For the Patagonian Expedition Race in 2013 I used the Alexika THETA Extreme sleeping bag. Race rules required a 0 degree as the comfort rating. On many other makes of bags, this information was missing. The THETA was exactly that, in fact it is rated at -2 and so we had a degree or 2 of comfort. The choice of this bag was based on two reasons.

It was warm enough for the Patagonian conditions. Although it was summer there was snow fall during the race so I was really happy we had this sleeping bag. I was not cold once. This is really relevant because I had fallen into a deep back water on the 8th day of the race and fatigue, having no extra food and the constant wind and rain had taken my energy level to a deep low! I was able to warm up sufficiently to have a great 6 hour sleep during the race!

The second reason is as important as any. The bag is resistant to water. It is not water proof, you would sweat to death if it was truly waterproof, or else it would weigh a ton. When it did get wet, even from the condensation inside the single layer tent, it still worked perfectly. I was expecting, as the race continued, to be faced with a flat, waterlogged layer that was supposed to keep me warm.

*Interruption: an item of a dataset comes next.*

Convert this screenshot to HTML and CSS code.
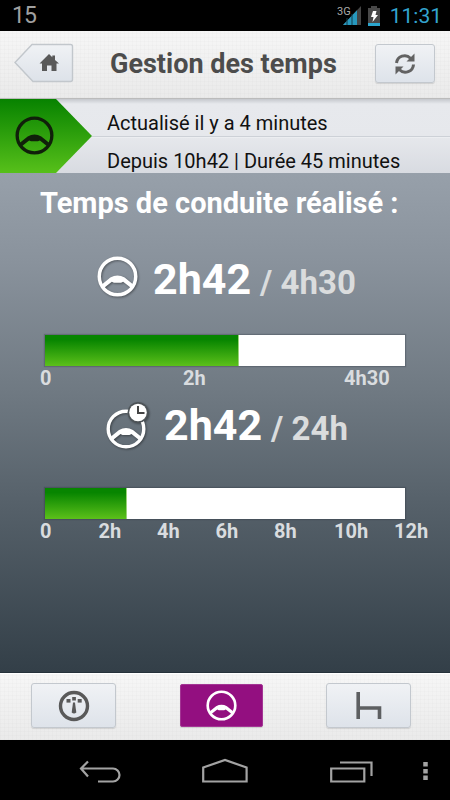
FILE: index.html
```html
<!DOCTYPE html>
<html lang="fr">
<head>
<meta charset="utf-8">
<title>Gestion des temps</title>
<link rel="stylesheet" href="styles.css">
</head>
<body>
<svg class="defs" width="0" height="0" aria-hidden="true">
  <symbol id="wheel" viewBox="0 0 40 40">
    <circle cx="20" cy="20" r="17.8" fill="none" stroke="currentColor" stroke-width="3.4"/>
    <path d="M5 27.5 L13 21 Q20 17.2 27 21 L35 27.5 L33 31 L25.5 25 L23.5 26 H16.500 L14.500 25 L7 31 Z" fill="currentColor"/>
  </symbol>
</svg>
<div class="phone">
  <div class="statusbar">
    <span class="count">15</span>
    <svg class="signal" width="24" height="21" viewBox="0 0 24 21">
      <path d="M6 20 L24 1 V20 Z" fill="#444"/>
      <path d="M6 20 L20 5.200 V20 Z" fill="#2797bd"/>
      <path d="M10 13V20M15 9V20" stroke="#123e4c" stroke-width="1"/>
      <text x="0" y="9.500" class="net">3G</text>
    </svg>
    <svg class="battery" width="12" height="20" viewBox="0 0 12 20">
      <path d="M3 0H9V2H12V20H0V2H3Z" fill="#484848"/>
      <path d="M0 17H12V20H0Z" fill="#2ba5cd"/>
      <path d="M5 5H8.500L7.500 9H10L4.500 16L5.500 11H3Z" fill="#fff"/>
    </svg>
    <span class="clock">11:31</span>
  </div>

  <div class="header">
    <svg class="home" width="60" height="41" viewBox="0 0 60 41">
      <defs><linearGradient id="btn" x1="0" y1="0" x2="0" y2="1"><stop offset="0" stop-color="#f0f2f5"/><stop offset="1" stop-color="#dde2e9"/></linearGradient></defs>
      <path d="M1 19.500 L18 1.500 H56.500 Q58.500 1.500 58.500 3.500 V36.500 Q58.500 38.500 56.500 38.500 H19 Z" fill="url(#btn)" stroke="#c2c7cc" stroke-width="1.400"/>
      <path d="M35 11 L38.300 14.300 V12.500 H41 V17 L45 20.600 H42.500 V28 H37.500 V22.500 H33 V28 H28 V20.600 H25.500 Z" fill="#595959"/>
    </svg>
    <h1 class="title">Gestion des temps</h1>
    <div class="button refresh">
      <svg width="24" height="24" viewBox="0 0 24 24" fill="none" stroke="#626262" stroke-width="3">
        <path d="M3.500 11 A8.200 8.200 0 0 1 17.500 6.200"/>
        <path d="M20.500 12.500 A8.200 8.200 0 0 1 6.500 17.800"/>
        <path d="M21.500 1.500V9.500H13.500ZM2.500 22.500V14.500H10.500Z" fill="#626262" stroke="none"/>
      </svg>
    </div>
  </div>

  <div class="info">
    <div class="arrow"><svg width="39" height="39"><use href="#wheel"/></svg></div>
    <div class="lines">
      <div class="line"><span class="updated">Actualisé il y a 4 minutes</span></div>
      <div class="line"><span class="since">Depuis 10h42 | Durée 45 minutes</span></div>
    </div>
  </div>

  <div class="main">
    <h2 class="heading">Temps de conduite réalisé :</h2>
    <div class="reading first">
      <svg class="icon" width="41" height="41"><use href="#wheel"/></svg>
      <span class="value">2h42</span><span class="limit">/ 4h30</span>
    </div>
    <div class="bar"><div class="fill" style="width:53.8%"></div></div>
    <div class="scale short"><span>0</span><span>2h</span><span>4h30</span></div>
    <div class="reading second">
      <svg class="icon" width="44" height="48" viewBox="0 0 44 48">
        <use href="#wheel" x="1" y="7" width="40" height="40"/>
        <circle cx="33" cy="10.500" r="10.500" fill="#4d5357"/>
        <circle cx="33" cy="10.500" r="8.800" fill="#fff"/>
        <path d="M33 4V11H39.500" fill="none" stroke="#444" stroke-width="2"/>
      </svg>
      <span class="value">2h42</span><span class="limit">/ 24h</span>
    </div>
    <div class="bar"><div class="fill" style="width:22.8%"></div></div>
    <div class="scale long"><span>0</span><span>2h</span><span>4h</span><span>6h</span><span>8h</span><span>10h</span><span>12h</span></div>
  </div>

  <div class="tabs">
    <div class="button">
      <svg width="32" height="32" viewBox="0 0 32 32" fill="#595959">
        <circle cx="16" cy="16" r="13.500" fill="none" stroke="#595959" stroke-width="3.400"/>
        <path d="M15 12.500H17L18.300 22.500Q16 24.500 13.700 22.500Z"/>
        <rect x="8.500" y="9" width="4" height="3.600"/><rect x="14.200" y="7" width="3.700" height="3.500"/><rect x="19.700" y="9" width="4" height="3.600"/>
      </svg>
    </div>
    <div class="button active"><svg width="31" height="31"><use href="#wheel"/></svg></div>
    <div class="button">
      <svg width="26" height="28" viewBox="0 0 26 28" fill="none" stroke="#5d5f61" stroke-width="4"><path d="M2.200 0V27M2.200 16H23.500V27" stroke-width="3.600"/></svg>
    </div>
  </div>

  <div class="navbar">
    <svg width="450" height="60" viewBox="0 0 450 60" fill="none" stroke="#a3a3a3" stroke-width="2.200">
      <path d="M98 61.500H113A6.500 6.500 0 0 0 113 48.500H81M88 41.500L81 48.500L88 56.500" transform="translate(0 -20)"/>
      <path d="M203.200 41.500V27.500L225 20L246.600 27.500V41.500Z"/>
      <path d="M331.200 28.500H364.300V41.500H331.200ZM340 22.500H371.500V36"/>
      <path d="M425.500 22V26.500M425.500 29V33.500M425.500 35.500V40" stroke-width="4.500"/>
    </svg>
  </div>
</div>
</body>
</html>
```
FILE: styles.css
```css
* { box-sizing: border-box; }
body { margin: 0; background: #000; font-family: Roboto, "Liberation Sans", sans-serif; }
svg { display: block; flex: none; }
.defs { position: absolute; }
.phone { width: 450px; height: 800px; display: flex; flex-direction: column; overflow: hidden; white-space: nowrap; }

.statusbar { height: 31px; flex: none; background: #000; display: flex; align-items: center; padding: 0 8px 0 12px; }
.count { color: #a0a0a0; font-size: 23px; letter-spacing: -1px; }
.signal { margin-left: auto; margin-top: -1px; }
.net { font-size: 11px; fill: #aaa; }
.battery { margin: 0 10px 0 7px; }
.clock { color: #33a5d0; font-size: 21px; line-height: 31px; padding-top: 1px; }

.header, .tabs {
  flex: none;
  background-color: #f0f0f0;
  background-image:
    repeating-linear-gradient(90deg, rgba(0,0,0,.012) 0 1px, transparent 1px 4px),
    repeating-linear-gradient(0deg, rgba(0,0,0,.012) 0 1px, transparent 1px 4px),
    linear-gradient(#f6f6f6, #eaeaea);
}
.header { height: 68px; display: flex; align-items: center; padding: 0 15px 2px 14px; border-bottom: 1px solid #bbb; }
.title { margin: 0 0 0 36px; font-size: 27px; font-weight: 700; color: #4c4c4c; line-height: 40px; }
.button { display: flex; align-items: center; justify-content: center; border: 1px solid #c3c8ce; border-radius: 3px; background: linear-gradient(#f0f2f5, #dee3ea); box-shadow: 0 1px 1px rgba(0,0,0,.12); }
.refresh { width: 60px; height: 39px; margin-left: auto; }

.info { height: 74px; flex: none; display: flex; background: linear-gradient(#c5c8cd, #e7e9ed 5px, #e6e8ec 38px, #d8dbe1); }
.arrow { width: 92px; height: 74px; padding: 17px 0 0 15px; color: #10200a; background: linear-gradient(#078200, #57c01a); clip-path: polygon(0 0, 56px 0, 100% 37px, 56px 100%, 0 100%); }
.lines { flex: 1; }
.line { height: 37px; padding-left: 15px; color: #111; font-size: 20px; line-height: 48px; }
.line + .line { border-top: 1px solid #cdd1d7; box-shadow: inset 0 1px #eceef1; line-height: 49px; }

.main { height: 500px; flex: none; padding: 10px 45px 0; background: linear-gradient(#97a0aa, #89929c 90px, #6f7982 220px, #56616a 330px, #333f48); border-bottom: 1px solid #25313a; }
.heading { margin: 0 0 0 -5px; font-size: 29px; line-height: 40px; font-weight: 700; color: #fff; }
.reading { display: flex; align-items: baseline; font-weight: 700; color: #fff; }
.reading .icon { align-self: flex-start; filter: drop-shadow(1px 1px 1px rgba(0,0,0,.4)); }
.first { height: 112px; padding: 33px 0 0 52px; }
.second { height: 99px; padding: 13px 0 0 60px; }
.value { font-size: 43px; line-height: 46px; margin-left: 15px; }
.limit { font-size: 33px; line-height: 40px; margin-left: 9px; color: #dadcdd; }
.bar { width: 360px; height: 31px; background: #fff; box-shadow: 0 0 1px 1px rgba(30,40,50,.25); }
.fill { height: 100%; background: linear-gradient(#078500 15%, #5cc01a); border-right: 1px solid #9ad378; }
.scale { display: flex; height: 23px; margin-left: -5px; font-size: 20px; line-height: 25px; font-weight: 700; color: #d9dcdf; }
.scale span { width: 58.500px; flex: none; }
.short span:nth-child(1) { width: 143px; }
.short span:nth-child(2) { width: 161px; }
.long span:nth-child(n+5) { width: 60px; }

.tabs { height: 67px; display: flex; justify-content: space-between; padding: 9px 39px 0 31px; border-top: 1px solid #fff; }
.tabs .button { width: 85px; height: 45px; }
.tabs .active { width: 83px; height: 43px; margin-top: 1px; color: #fff; background: #930f80; border-color: #a33594; border-radius: 2px; }
.navbar { height: 60px; flex: none; background: #000; }
```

No, the THETA kept it’s form, insulated me excellently and I only had to shake the bag like crazy in the morning to get most of the moisture out and stuff it as small as possible into my rucksack.

I also like the colour, the internal pocket, the big zip handle. I did not need the emergency zip opening mechanism but it’s great to know that it is there.

The Theta and Delta bags are very similar. The Delta has an excellent temperature rating that comes at the obvious cost of slightly more weight. I used the Theta in Patagonia. It was simply my most favourite piece of equipment.

When you have been pushing hard all day and most of the night, you are tired, often wet and once you stop racing, you can get cold fast. Well after the tent was up, it was only minutes to toss everything out my pack to get to the sleeping bag. This was stuffed as small as a basketball in the base of my pack. Just to whip it out, and dive into this bag was the highlight of the day. As I said, we were often soaked to the skin, but this was NOT AN ISSUE! I have never had a bag that was so immune to being wet. Clearly down is simply not an option for Patagonian weather so the PromaLoft insulation did the trick At the start of the race we tried to keep everything completely dry. After nights with heavy condensation in the tent, the odd spilt drink or wet shoes and socks meant that your sleeping bag was going to get wet. I thought this would mean cold nights! It was not a nice thought in the vast wilderness of those national parks in Chile. No escape routes on this expedition race. Like I said, this is one of my favourite pieces of equipment. I had nothing to fear! Wet or dry the Theta bag would keep me warm as anything. This meant better sleep and therefore more recuperation and better performance the next morning!

I like the “glo in the dark” rings on the zips. I believe you can pull on the zip to get it to “break open” all at once, without damaging it of course. I did have not used this feature yet.

The hood covered my head, and while training for the race, in deepest winter in Europe, the temperatures of -8°C meant that we were coolish, but not cold and could still sleep well. Especially with the correct insulation from below!

I even find the black and orange colours really elegant and matching the tent! People looking good must sleep better! I am sure!

What more do you want from a sleeping bag? For it to weigh 500g? Well that material has not yet been developed. I reckon the Theta is an excellent warmth vs weight sleeping bag and one that will accompany me on every outdoor trip from Patagonia onwards!

ALEXIKA Sleepingpad - Air Series LIGHT 600

This air bed was our choice for the Patagonian Expedition Race. It is light (600g) and tough with two valves for redundancy! I really liked this mat as it gave me that important insulation from the cold, wet and rocky ground. If the tent was wet inside, and that happens without much effort on such a race, then it is great to have your sleeping bag just those important few cm above the ground and you have that insulation you need. With temperatures above the wintery Europe temps, I could let a bit more air out and therefore sleep that little bit more comfortable. Although on our race that was never an issue, after going hard for 18 or 19 hours we crashed on these mats! I could blow the mat up in about 10 breaths so I did not need to keel over from hyperventilation after inflating it!

But this was not the only time we used our mats. There were two occasions where we needed to cross a fast flowing river with rocks below the surface meaning straight swimming was knee bashing territory! It did not take guys in the team long to realise that the air mattress as buoyancy aid to get across was fast to inflate and just the right size. You still get wet, sure, but you are on the water and it was a lot safer.

ALEXIKA Tarp - MARK 83T 400x320 cm

This was an added luxury for the race in Patagonia. We did not carry these tarps during the race, but could get them in for the transition zones. In this case the Patagonian Expedition Race organisation would make our equipment bags available for the transition from trekking to kayaking, or back to mountain biking. If these transition zones are outside, and in the Patagonian national parks there are NOT many “Insides”, then you are going to need a tarp like this for protection from above or below! Above is interesting! You trekking poles, lashed together to form the support in the middle. Than means that the water will run off some where! The strong guy line eyes in this tarp pass all toughness tests I know. Protection from below, is great to have especially if you have to fix a bike and can’t afford to loose little pieces in the grass or on the stony ground.

This is not a light piece of equipment. It is intended to be tough and durable, and that is what this tarp is!